[Start of Data supplied]

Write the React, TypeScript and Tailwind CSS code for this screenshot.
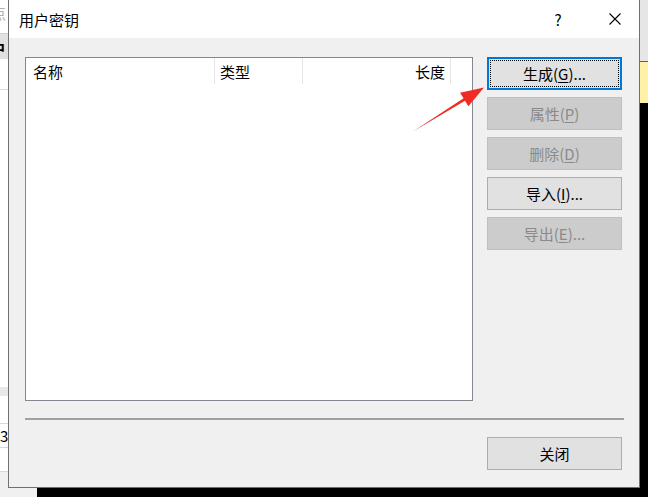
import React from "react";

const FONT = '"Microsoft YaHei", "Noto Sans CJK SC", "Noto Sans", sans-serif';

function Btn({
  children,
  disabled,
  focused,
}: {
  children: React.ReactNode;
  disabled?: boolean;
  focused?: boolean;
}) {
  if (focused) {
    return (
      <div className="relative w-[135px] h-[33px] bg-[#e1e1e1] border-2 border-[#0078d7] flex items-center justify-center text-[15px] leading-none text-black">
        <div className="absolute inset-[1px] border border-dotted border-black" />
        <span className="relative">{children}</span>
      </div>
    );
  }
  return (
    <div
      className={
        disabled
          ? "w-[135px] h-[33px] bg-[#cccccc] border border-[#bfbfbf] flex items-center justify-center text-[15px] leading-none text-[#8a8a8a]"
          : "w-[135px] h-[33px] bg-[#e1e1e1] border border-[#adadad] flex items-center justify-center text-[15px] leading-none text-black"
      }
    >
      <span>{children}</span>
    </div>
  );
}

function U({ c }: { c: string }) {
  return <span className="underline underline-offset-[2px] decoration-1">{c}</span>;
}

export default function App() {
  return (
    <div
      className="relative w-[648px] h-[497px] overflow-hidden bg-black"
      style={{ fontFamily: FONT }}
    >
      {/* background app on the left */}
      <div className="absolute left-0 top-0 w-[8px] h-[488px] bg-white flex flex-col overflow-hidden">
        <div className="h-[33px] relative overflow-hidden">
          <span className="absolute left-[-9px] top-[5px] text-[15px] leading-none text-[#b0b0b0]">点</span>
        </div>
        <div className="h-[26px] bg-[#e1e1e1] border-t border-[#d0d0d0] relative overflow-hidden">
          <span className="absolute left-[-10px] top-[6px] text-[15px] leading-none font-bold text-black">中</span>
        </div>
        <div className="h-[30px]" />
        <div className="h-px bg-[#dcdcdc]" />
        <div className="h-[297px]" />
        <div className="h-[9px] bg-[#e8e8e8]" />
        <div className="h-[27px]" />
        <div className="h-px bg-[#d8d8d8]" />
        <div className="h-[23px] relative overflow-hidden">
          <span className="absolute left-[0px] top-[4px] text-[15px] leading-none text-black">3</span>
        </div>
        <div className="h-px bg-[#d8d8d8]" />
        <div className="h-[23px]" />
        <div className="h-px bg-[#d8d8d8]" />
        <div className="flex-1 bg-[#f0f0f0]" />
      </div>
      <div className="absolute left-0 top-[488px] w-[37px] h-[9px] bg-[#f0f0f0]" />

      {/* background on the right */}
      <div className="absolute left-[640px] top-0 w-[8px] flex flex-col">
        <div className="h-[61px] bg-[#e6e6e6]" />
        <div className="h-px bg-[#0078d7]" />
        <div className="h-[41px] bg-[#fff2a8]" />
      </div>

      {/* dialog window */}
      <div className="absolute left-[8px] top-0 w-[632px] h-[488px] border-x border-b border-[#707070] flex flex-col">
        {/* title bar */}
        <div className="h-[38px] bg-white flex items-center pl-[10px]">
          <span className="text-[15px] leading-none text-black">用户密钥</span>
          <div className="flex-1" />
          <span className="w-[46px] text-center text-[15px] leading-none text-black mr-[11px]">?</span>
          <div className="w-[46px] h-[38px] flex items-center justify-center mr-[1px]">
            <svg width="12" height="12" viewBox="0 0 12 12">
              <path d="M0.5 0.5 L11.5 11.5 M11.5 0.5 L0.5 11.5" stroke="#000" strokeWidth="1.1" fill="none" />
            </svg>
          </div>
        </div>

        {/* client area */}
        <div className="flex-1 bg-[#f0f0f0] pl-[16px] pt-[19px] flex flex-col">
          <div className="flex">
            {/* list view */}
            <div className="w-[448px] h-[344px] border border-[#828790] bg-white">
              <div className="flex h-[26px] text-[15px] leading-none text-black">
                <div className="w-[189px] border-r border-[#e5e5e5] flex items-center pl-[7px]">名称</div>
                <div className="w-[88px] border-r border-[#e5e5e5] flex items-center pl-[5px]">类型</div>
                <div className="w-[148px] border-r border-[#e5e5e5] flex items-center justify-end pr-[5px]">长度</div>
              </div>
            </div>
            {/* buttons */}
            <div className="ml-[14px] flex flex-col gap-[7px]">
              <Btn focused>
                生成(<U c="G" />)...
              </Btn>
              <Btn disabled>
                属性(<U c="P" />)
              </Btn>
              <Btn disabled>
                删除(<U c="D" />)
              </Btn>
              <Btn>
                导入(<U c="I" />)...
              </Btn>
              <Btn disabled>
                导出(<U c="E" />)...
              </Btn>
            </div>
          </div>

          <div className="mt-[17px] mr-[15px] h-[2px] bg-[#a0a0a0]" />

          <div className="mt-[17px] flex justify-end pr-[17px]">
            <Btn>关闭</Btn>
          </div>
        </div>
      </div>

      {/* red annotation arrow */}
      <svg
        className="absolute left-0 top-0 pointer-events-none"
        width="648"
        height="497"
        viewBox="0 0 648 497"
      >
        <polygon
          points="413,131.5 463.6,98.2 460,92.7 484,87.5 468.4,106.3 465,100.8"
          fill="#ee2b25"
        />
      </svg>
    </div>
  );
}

[End of Data supplied]
[Start of Data supplied]

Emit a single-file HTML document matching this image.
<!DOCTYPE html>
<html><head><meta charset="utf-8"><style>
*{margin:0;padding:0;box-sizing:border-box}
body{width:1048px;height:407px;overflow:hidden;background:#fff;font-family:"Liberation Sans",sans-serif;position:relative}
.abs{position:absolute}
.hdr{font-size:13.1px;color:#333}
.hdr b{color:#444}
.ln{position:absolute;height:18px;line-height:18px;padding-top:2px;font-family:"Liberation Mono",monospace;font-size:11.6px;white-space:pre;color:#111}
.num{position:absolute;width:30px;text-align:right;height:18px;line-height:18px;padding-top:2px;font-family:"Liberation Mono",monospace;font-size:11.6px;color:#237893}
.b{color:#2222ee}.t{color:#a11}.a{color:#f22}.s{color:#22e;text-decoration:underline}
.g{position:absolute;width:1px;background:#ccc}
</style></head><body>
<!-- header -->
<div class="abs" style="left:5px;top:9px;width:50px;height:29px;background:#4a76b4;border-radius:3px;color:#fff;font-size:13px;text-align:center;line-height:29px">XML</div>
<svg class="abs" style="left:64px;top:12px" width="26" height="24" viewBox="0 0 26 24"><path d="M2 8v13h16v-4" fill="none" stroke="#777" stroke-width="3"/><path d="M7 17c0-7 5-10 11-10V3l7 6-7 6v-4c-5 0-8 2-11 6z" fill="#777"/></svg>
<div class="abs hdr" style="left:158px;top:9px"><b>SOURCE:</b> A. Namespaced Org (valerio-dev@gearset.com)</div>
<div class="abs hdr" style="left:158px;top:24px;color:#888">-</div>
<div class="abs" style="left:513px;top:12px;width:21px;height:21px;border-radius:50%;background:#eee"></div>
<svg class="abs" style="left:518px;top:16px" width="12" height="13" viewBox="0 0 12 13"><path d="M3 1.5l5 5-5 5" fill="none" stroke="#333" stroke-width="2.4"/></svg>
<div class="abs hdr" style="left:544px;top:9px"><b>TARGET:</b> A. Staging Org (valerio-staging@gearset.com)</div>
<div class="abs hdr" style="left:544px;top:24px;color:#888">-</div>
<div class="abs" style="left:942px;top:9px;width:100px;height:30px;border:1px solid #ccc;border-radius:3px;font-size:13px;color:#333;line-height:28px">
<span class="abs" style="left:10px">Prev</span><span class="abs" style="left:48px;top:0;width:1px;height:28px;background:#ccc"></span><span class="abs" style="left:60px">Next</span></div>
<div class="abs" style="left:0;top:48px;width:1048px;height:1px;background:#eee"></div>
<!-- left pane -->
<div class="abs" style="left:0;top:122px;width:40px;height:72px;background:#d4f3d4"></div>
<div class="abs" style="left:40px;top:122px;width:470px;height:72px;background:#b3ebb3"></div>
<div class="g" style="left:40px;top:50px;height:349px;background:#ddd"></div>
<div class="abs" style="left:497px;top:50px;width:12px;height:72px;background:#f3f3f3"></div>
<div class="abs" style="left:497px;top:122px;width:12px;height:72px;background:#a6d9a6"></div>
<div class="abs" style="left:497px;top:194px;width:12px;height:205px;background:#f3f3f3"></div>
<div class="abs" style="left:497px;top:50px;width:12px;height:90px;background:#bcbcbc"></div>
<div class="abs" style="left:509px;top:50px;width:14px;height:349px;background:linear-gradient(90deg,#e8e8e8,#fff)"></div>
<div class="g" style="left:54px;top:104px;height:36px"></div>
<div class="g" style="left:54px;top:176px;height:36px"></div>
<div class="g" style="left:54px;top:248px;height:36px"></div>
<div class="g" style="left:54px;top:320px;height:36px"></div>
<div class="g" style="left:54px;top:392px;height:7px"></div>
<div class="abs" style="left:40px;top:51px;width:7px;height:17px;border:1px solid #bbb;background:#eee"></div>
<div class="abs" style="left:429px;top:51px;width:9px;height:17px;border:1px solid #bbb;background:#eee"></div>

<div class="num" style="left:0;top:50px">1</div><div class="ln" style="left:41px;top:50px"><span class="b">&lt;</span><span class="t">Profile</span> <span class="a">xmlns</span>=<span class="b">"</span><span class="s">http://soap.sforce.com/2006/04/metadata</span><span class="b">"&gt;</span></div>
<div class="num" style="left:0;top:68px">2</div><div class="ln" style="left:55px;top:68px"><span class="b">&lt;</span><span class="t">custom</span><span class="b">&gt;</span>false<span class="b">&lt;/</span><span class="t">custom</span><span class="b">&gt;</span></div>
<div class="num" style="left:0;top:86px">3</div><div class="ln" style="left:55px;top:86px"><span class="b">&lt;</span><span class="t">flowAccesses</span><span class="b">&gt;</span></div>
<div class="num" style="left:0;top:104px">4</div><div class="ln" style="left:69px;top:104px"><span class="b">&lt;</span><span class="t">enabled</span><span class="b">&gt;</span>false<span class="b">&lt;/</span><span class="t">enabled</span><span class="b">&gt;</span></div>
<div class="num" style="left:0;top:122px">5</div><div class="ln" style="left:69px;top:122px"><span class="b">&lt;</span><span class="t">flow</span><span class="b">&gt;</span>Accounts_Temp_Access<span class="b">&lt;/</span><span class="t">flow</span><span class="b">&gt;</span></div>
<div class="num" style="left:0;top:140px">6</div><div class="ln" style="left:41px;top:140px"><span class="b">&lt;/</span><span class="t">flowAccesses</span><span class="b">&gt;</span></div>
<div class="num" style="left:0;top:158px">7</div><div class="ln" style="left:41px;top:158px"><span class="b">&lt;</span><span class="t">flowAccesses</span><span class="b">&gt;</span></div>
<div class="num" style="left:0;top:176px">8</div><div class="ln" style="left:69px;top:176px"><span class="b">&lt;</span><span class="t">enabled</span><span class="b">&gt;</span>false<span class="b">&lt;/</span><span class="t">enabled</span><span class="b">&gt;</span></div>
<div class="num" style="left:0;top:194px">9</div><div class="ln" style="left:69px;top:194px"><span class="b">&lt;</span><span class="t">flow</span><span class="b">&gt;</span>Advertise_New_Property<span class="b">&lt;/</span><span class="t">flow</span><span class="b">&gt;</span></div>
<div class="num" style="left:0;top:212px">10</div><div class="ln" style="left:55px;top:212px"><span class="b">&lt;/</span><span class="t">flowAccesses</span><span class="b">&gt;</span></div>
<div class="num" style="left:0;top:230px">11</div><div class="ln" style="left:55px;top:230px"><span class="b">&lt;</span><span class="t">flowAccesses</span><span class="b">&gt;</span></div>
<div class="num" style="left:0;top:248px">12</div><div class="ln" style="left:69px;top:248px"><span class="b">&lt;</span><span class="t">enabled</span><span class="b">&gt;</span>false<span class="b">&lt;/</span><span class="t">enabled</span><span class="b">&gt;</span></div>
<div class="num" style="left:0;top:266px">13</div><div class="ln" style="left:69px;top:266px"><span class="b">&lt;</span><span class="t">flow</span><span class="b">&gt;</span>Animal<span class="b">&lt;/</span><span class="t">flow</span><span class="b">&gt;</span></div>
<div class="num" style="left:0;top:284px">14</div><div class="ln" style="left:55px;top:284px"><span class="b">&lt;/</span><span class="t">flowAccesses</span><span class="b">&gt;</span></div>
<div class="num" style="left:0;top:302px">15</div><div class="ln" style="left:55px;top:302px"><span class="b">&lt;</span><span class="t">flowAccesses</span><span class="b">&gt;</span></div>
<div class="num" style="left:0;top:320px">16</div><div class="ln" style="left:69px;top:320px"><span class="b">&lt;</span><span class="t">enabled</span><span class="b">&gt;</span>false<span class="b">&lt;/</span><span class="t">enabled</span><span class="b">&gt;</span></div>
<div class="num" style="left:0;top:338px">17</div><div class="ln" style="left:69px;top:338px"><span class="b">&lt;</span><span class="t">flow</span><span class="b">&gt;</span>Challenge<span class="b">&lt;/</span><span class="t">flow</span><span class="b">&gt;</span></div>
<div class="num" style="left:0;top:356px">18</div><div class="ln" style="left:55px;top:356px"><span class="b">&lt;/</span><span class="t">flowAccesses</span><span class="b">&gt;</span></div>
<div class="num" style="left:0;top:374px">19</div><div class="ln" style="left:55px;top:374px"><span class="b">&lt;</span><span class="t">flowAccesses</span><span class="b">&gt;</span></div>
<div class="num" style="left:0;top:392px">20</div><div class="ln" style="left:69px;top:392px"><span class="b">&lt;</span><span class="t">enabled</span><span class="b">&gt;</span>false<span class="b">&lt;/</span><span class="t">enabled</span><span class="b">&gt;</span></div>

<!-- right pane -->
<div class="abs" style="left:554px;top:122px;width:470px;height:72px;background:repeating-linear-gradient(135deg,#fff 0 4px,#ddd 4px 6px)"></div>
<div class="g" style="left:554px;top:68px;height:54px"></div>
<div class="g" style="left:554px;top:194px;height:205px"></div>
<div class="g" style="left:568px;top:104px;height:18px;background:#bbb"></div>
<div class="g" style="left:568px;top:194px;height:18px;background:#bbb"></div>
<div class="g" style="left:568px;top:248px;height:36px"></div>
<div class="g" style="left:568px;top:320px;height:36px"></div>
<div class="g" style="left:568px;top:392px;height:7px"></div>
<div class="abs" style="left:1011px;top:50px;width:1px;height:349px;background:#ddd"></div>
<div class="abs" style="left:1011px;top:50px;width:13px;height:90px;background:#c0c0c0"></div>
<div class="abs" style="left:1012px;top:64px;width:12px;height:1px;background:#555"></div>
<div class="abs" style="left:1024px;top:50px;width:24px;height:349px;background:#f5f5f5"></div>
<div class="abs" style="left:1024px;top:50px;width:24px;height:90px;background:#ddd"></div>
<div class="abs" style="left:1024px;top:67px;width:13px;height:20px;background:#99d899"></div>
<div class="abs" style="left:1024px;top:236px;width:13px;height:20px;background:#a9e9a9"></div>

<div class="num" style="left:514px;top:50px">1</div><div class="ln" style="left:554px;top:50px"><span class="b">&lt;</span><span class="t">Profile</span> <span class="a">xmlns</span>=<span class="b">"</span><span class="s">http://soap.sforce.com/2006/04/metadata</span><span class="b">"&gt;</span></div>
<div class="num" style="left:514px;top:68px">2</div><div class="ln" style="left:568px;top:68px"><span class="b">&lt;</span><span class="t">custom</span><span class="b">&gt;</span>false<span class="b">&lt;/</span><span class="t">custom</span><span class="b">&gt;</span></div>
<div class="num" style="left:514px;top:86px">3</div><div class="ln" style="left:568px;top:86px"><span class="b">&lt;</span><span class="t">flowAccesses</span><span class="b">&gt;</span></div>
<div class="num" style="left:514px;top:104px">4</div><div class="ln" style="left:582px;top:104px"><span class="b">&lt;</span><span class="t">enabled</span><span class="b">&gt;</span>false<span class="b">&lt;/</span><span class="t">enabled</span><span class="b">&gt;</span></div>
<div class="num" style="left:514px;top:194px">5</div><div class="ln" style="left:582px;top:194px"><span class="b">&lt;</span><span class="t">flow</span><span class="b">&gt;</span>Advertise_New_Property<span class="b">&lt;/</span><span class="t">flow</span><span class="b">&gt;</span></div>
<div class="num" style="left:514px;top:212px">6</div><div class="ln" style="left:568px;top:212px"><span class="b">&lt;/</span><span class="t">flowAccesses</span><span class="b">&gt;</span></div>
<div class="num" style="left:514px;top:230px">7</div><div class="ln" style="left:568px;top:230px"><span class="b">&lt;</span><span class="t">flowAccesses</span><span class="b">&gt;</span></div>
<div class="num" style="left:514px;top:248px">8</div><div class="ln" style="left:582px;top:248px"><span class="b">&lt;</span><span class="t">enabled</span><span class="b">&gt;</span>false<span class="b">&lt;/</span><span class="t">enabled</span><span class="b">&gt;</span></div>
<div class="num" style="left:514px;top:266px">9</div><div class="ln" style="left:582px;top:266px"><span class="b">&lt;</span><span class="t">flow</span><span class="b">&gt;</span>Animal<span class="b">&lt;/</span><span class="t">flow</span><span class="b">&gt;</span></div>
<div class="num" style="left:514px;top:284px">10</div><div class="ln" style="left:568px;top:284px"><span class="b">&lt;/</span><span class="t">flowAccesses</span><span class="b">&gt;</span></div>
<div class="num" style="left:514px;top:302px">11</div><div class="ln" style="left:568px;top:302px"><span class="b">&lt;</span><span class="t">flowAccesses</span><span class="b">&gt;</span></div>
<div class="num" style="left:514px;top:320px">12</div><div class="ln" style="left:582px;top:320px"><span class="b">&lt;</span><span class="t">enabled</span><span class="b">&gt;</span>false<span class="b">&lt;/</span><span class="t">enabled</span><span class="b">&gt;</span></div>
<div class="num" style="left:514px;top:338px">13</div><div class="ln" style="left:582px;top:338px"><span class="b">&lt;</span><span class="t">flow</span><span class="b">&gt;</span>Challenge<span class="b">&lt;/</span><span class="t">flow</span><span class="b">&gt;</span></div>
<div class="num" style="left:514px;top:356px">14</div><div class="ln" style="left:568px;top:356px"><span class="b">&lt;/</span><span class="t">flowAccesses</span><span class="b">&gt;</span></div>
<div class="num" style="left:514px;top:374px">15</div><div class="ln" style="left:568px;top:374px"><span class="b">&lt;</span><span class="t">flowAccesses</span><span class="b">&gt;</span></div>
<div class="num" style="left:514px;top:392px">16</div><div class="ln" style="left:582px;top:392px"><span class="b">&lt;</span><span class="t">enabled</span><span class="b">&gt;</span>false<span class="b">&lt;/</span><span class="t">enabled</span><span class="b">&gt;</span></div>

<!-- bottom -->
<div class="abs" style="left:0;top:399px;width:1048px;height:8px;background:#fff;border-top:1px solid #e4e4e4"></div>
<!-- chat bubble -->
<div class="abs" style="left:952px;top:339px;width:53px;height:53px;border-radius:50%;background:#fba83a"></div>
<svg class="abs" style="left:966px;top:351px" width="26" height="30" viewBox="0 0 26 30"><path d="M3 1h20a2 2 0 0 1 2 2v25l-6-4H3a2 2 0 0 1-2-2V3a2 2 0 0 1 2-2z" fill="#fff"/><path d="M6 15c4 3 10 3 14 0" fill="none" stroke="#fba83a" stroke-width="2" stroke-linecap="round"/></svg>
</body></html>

[End of Data supplied]

→ **What is asked**
Where a line holds "this", copy it out.

→ **Task output**
Write the React, TypeScript and Tailwind CSS code for this screenshot.
Emit a single-file HTML document matching this image.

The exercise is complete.